Thereafter, the application shall be put forth before the competent authority in the resulting company’s country. At this stage, which is after the grant of the pre-conversion certificate, the resulting company’s jurisdictional laws and the procedural requirements therein are to be followed. Thus, the pre-conversion certificate serves as a differentiating boundary which neatly divides and places the entire CBD timeline into the legal frameworks of the different states involved.

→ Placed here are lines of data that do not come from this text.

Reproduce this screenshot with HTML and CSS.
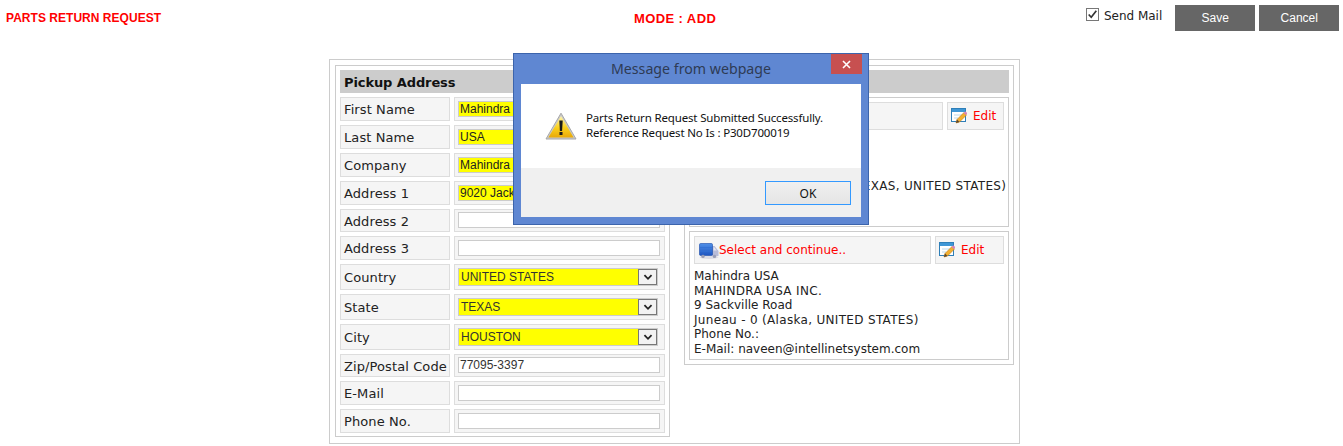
FILE: index.html
```html
<!DOCTYPE html>
<html lang="en">
<head>
<meta charset="utf-8">
<title>Parts Return Request</title>
<link rel="stylesheet" href="styles.css">
</head>
<body>
<svg class="defs" width="0" height="0" aria-hidden="true">
  <defs>
    <linearGradient id="gw" x1="0" y1="0" x2="0" y2="1"><stop offset="0" stop-color="#fff6b0"/><stop offset=".55" stop-color="#fbd01c"/><stop offset="1" stop-color="#e8a808"/></linearGradient>
    <linearGradient id="gt" x1="0" y1="0" x2="0" y2="1"><stop offset="0" stop-color="#4f8fe8"/><stop offset="1" stop-color="#1d55c0"/></linearGradient>
    <symbol id="edit" viewBox="0 0 16 16">
      <rect x=".5" y=".5" width="14" height="13" fill="#fff" stroke="#2f7fb8"/>
      <rect x="1" y="1" width="13" height="3" fill="#3f97d6"/>
      <path d="M3 7h8M3 10h4" stroke="#bcd8ea"/>
      <path d="M5 15l1-3.5 7-7 2.5 2.5-7 7z" fill="#f4b02f" stroke="#b9791a" stroke-width=".6"/>
      <path d="M12.6 4.9l1-1a1 1 0 0 1 1.5 0l.8.8a1 1 0 0 1 0 1.4l-1 1z" fill="#d884b8"/>
      <path d="M5 15l1-3.5 2.5 2.5z" fill="#5a4630"/>
    </symbol>
    <symbol id="truck" viewBox="0 0 20 16">
      <ellipse cx="10" cy="14.3" rx="9.5" ry="1.6" fill="#dcdce4"/>
      <path d="M13 3h2.5L19.5 8v5H13z" fill="#b8bcd8"/>
      <path d="M14.5 4.2h.8l2.4 3.2h-3.2z" fill="#e4e6f2"/>
      <rect x=".5" y=".5" width="13" height="12" rx="1.2" fill="url(#gt)" stroke="#1a49a8" stroke-width=".6"/>
      <path d="M1 4.5h12M1 8.5h12" stroke="#2f6ed2" stroke-width=".7"/>
      <circle cx="4" cy="13.4" r="1.7" fill="#9a9eb6"/>
      <circle cx="15.5" cy="13.4" r="1.7" fill="#9a9eb6"/>
    </symbol>
    <symbol id="chev" viewBox="0 0 18 18">
      <path d="M5 7l4 4 4-4" fill="none" stroke="#222" stroke-width="2"/>
    </symbol>
  </defs>
</svg>

<header class="topbar">
  <h1 class="page-title">PARTS RETURN REQUEST</h1>
  <div class="mode">MODE : ADD</div>
  <div class="actions">
    <label class="send-mail">
      <span class="check"><svg viewBox="0 0 13 13" width="11" height="11"><path d="M2 6.5l3 3.2L11 2" fill="none" stroke="#333" stroke-width="2"/></svg></span>
      <span class="send-text">Send Mail</span>
    </label>
    <button class="btn btn-save" type="button">Save</button>
    <button class="btn" type="button">Cancel</button>
  </div>
</header>

<main class="panel">
  <section class="box box-left">
    <h2 class="box-head">Pickup Address</h2>
    <div class="row"><div class="lbl">First Name</div><div class="val"><input class="inp req" value="Mahindra"></div></div>
    <div class="row"><div class="lbl">Last Name</div><div class="val"><input class="inp req" value="USA"></div></div>
    <div class="row"><div class="lbl">Company</div><div class="val"><input class="inp req" value="Mahindra"></div></div>
    <div class="row"><div class="lbl">Address 1</div><div class="val"><input class="inp req" value="9020 Jackrabbit Road"></div></div>
    <div class="row row-short"><div class="lbl">Address 2</div><div class="val"><input class="inp"></div></div>
    <div class="row"><div class="lbl">Address 3</div><div class="val"><input class="inp"></div></div>
    <div class="row row-tall"><div class="lbl">Country</div><div class="val"><div class="sel"><span class="sel-text">UNITED STATES</span><span class="sel-btn"><svg width="16" height="16"><use href="#chev"/></svg></span></div></div></div>
    <div class="row row-tall"><div class="lbl">State</div><div class="val"><div class="sel"><span class="sel-text">TEXAS</span><span class="sel-btn"><svg width="16" height="16"><use href="#chev"/></svg></span></div></div></div>
    <div class="row row-tall"><div class="lbl">City</div><div class="val"><div class="sel"><span class="sel-text">HOUSTON</span><span class="sel-btn"><svg width="16" height="16"><use href="#chev"/></svg></span></div></div></div>
    <div class="row row-short"><div class="lbl">Zip/Postal Code</div><div class="val"><input class="inp" value="77095-3397"></div></div>
    <div class="row"><div class="lbl">E-Mail</div><div class="val"><input class="inp"></div></div>
    <div class="row row-last"><div class="lbl">Phone No.</div><div class="val"><input class="inp"></div></div>
  </section>

  <section class="box box-right">
    <h2 class="box-head">Return Address</h2>
    <div class="addr">
      <div class="addr-top">
        <div class="pick"><svg class="truck" width="20" height="16"><use href="#truck"/></svg>Select and continue..</div>
        <div class="edit edit-wide"><svg class="edit-ic" width="16" height="16"><use href="#edit"/></svg>Edit</div>
      </div>
      <p class="addr-text">Mahindra USA<br><span class="addr-wide">MAHINDRA USA INC.</span><br>9020 Jackrabbit Road<br><span class="addr-wide">HOUSTON - 77095-3397 (TEXAS, UNITED STATES)</span><br>Phone No.:<br>E-Mail:</p>
    </div>
    <div class="addr addr-b">
      <div class="addr-top">
        <div class="pick"><svg class="truck" width="20" height="16"><use href="#truck"/></svg>Select and continue..</div>
        <div class="edit"><svg class="edit-ic" width="16" height="16"><use href="#edit"/></svg>Edit</div>
      </div>
      <p class="addr-text">Mahindra USA<br><span class="addr-wide">MAHINDRA USA INC.</span><br>9 Sackville Road<br><span class="addr-wide">Juneau - 0 (Alaska, UNITED STATES)</span><br>Phone No.:<br>E-Mail: naveen@intellinetsystem.com</p>
    </div>
  </section>
</main>

<div class="dialog" role="dialog">
  <div class="dlg-title">Message from webpage</div>
  <div class="dlg-close"><svg width="9" height="9" viewBox="0 0 9 9"><path d="M1 1l7 7M8 1L1 8" stroke="#fff" stroke-width="1.6"/></svg></div>
  <div class="dlg-inner">
    <div class="dlg-msg">
      <svg class="warn" width="32" height="28" viewBox="0 0 32 28">
        <path d="M16 1.2L31 27H1z" fill="#c9c9c9" stroke="#a8a8a8"/>
        <path d="M16 4L28.6 25.6H3.4z" fill="url(#gw)"/>
        <path d="M14.3 8.5h3.4l-.6 10.5h-2.2z" fill="#1b1b1b"/>
        <rect x="14.5" y="20" width="3" height="3" fill="#1b1b1b"/>
      </svg>
      <p class="dlg-text">Parts Return Request Submitted Successfully.<br>Reference Request No Is : P30D700019</p>
    </div>
    <div class="dlg-foot"><button class="dlg-ok" type="button">OK</button></div>
  </div>
</div>
</body>
</html>
```
FILE: styles.css
```css
* { box-sizing: border-box; }
html, body { margin: 0; padding: 0; height: 446px; overflow: hidden; background: #fff; }
body { position: relative; font-family: "DejaVu Sans", Verdana, sans-serif; font-size: 13px; color: #222; }
.defs { position: absolute; }

.topbar { display: flex; align-items: flex-start; height: 59px; padding: 5px 4px 0 6px; }
.page-title { flex: none; margin: 6px 0 0; width: 628px; font: bold 12px/14px "Liberation Sans", Arial, sans-serif; color: #f00; letter-spacing: .03px; }
.mode { flex: none; margin-top: 7px; width: 452px; font: bold 13px/14px "Liberation Sans", Arial, sans-serif; color: #f00; letter-spacing: .4px; }
.actions { flex: none; display: flex; align-items: flex-start; gap: 4px; }
.send-mail { display: flex; align-items: center; gap: 5px; margin-right: 9px; height: 22px; font-size: 12px; color: #222; white-space: nowrap; }
.check { flex: none; display: flex; align-items: center; justify-content: center; width: 13px; height: 13px; margin-top: -3px; border: 1px solid #777; background: #fff; }
.send-text { letter-spacing: -.02px; }
.btn { flex: none; width: 80px; height: 26px; border: 0; padding: 0; background: #666; color: #fff; font: 12px "Liberation Sans", Arial, sans-serif; }

.panel { display: flex; align-items: flex-start; gap: 14px; width: 691px; height: 385px; margin-left: 329px; padding: 5px; border: 1px solid #ccc; }
.box { border: 1px solid #ccc; padding: 4px; }
.box-left { width: 335px; height: 372px; }
.box-right { width: 330px; height: 300px; }
.box-head { margin: 0 0 4px; height: 23px; padding-left: 4px; background: #ccc; color: #111; font-size: 13px; font-weight: bold; line-height: 25px; letter-spacing: -.1px; }

.row { display: flex; gap: 4px; height: 24px; margin-bottom: 4px; }
.row-short { height: 23px; }
.row-tall { height: 26px; }
.row-last { margin-bottom: 0; }
.lbl, .val { border: 1px solid #ddd; background: #f5f5f5; }
.lbl { display: flex; align-items: center; width: 110px; padding-left: 3px; white-space: nowrap; letter-spacing: .1px; }
.row-short .lbl { padding-top: 2px; }
.val { display: flex; align-items: center; width: 211px; padding: 0 4px 1px 3px; }
.inp { display: block; width: 202px; height: 16px; margin: 0; padding: 0 1px 0; border: 1px solid #ccc; border-radius: 0; outline: 0; background: #fff; color: #333; font: 12px "Liberation Sans", Arial, sans-serif; }
.inp.req { background: #ff0; color: #222; }
.sel { display: flex; width: 200px; height: 18px; border: 1px solid #ccc; background: #ff0; }
.sel-text { flex: 1; padding: 1px 0 0 2px; font: 12px/14px "Liberation Sans", Arial, sans-serif; color: #333; }
.sel-btn { display: flex; align-items: center; justify-content: center; width: 19px; border: 1px solid #777; background: #f2f2f2; margin: 0 0 0 auto; }

.addr { height: 130px; border: 1px solid #ccc; padding: 4px; }
.addr-b { height: 129px; margin-top: 4px; }
.addr-top { display: flex; gap: 4px; height: 28px; }
.pick, .edit { display: flex; align-items: center; border: 1px solid #ddd; background: #f5f5f5; color: #f00; font-size: 12px; }
.pick { flex: 1; padding-left: 4px; }
.truck { flex: none; margin-top: 1px; }
.edit { width: 69px; padding-left: 3px; }
.edit-wide { width: 57px; }
.edit-ic { flex: none; margin-right: 6px; }
.addr-text { margin: 5px 0 0; font-size: 12px; line-height: 14.6px; white-space: nowrap; color: #222; }
.addr-wide { letter-spacing: .32px; }

.dialog { position: absolute; left: 513px; top: 53px; width: 356px; height: 172px; border: 1px solid #3c64ac; background: #5f87d2; }
.dlg-title { height: 30px; text-align: center; padding-top: 5px; font: 14.2px/20px "Noto Sans", sans-serif; color: #2e3b55; }
.dlg-close { position: absolute; right: 6px; top: 0; display: flex; align-items: center; justify-content: center; width: 31px; height: 20px; background: #c75050; }
.dlg-inner { margin: 0 7px; height: 133px; background: #f0f0f0; }
.dlg-msg { display: flex; height: 84px; background: #fff; padding: 28px 0 0 24px; }
.warn { flex: none; margin: 0 9px 0 0; }
.dlg-text { margin: -2px 0 0; font: 11.5px/15px "Noto Sans", sans-serif; letter-spacing: -.16px; color: #111; }
.dlg-foot { display: flex; justify-content: flex-end; padding: 13px 10px 0 0; }
.dlg-ok { width: 86px; height: 24px; padding: 0; border: 1px solid #3399ff; background: linear-gradient(#f0f0f0, #e5e5e5); font: 12px "Noto Sans", sans-serif; color: #111; }
```
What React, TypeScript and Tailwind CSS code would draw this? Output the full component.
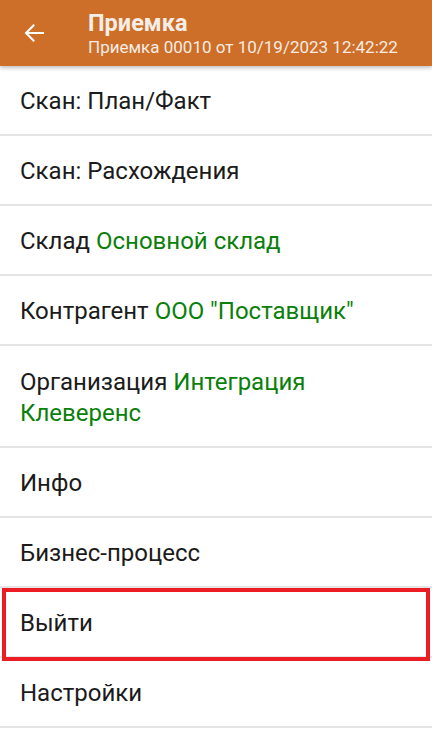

A similar approach could be followed in India, with a pre-conversion certificate or any other similar instrument serving the purpose of demarcating the applicable laws to avoid potential confusion due to contradictory laws.
Conclusion
While conflicting orders have clouded the legal position on CBDs in India with a great deal of uncertainty, a broad interpretative approach reveals that such demergers cannot be said to be against the legislative intent of the Parliament. In any case, it would be in the interest of all stakeholders involved to clarify the position through an explicit provision that recognises CBDs and outlines the procedures and safeguards that are associated therewith. In designing this provision, the EU legal framework provides a good roadmap of the dos and don’ts when it comes to regulating CBDs.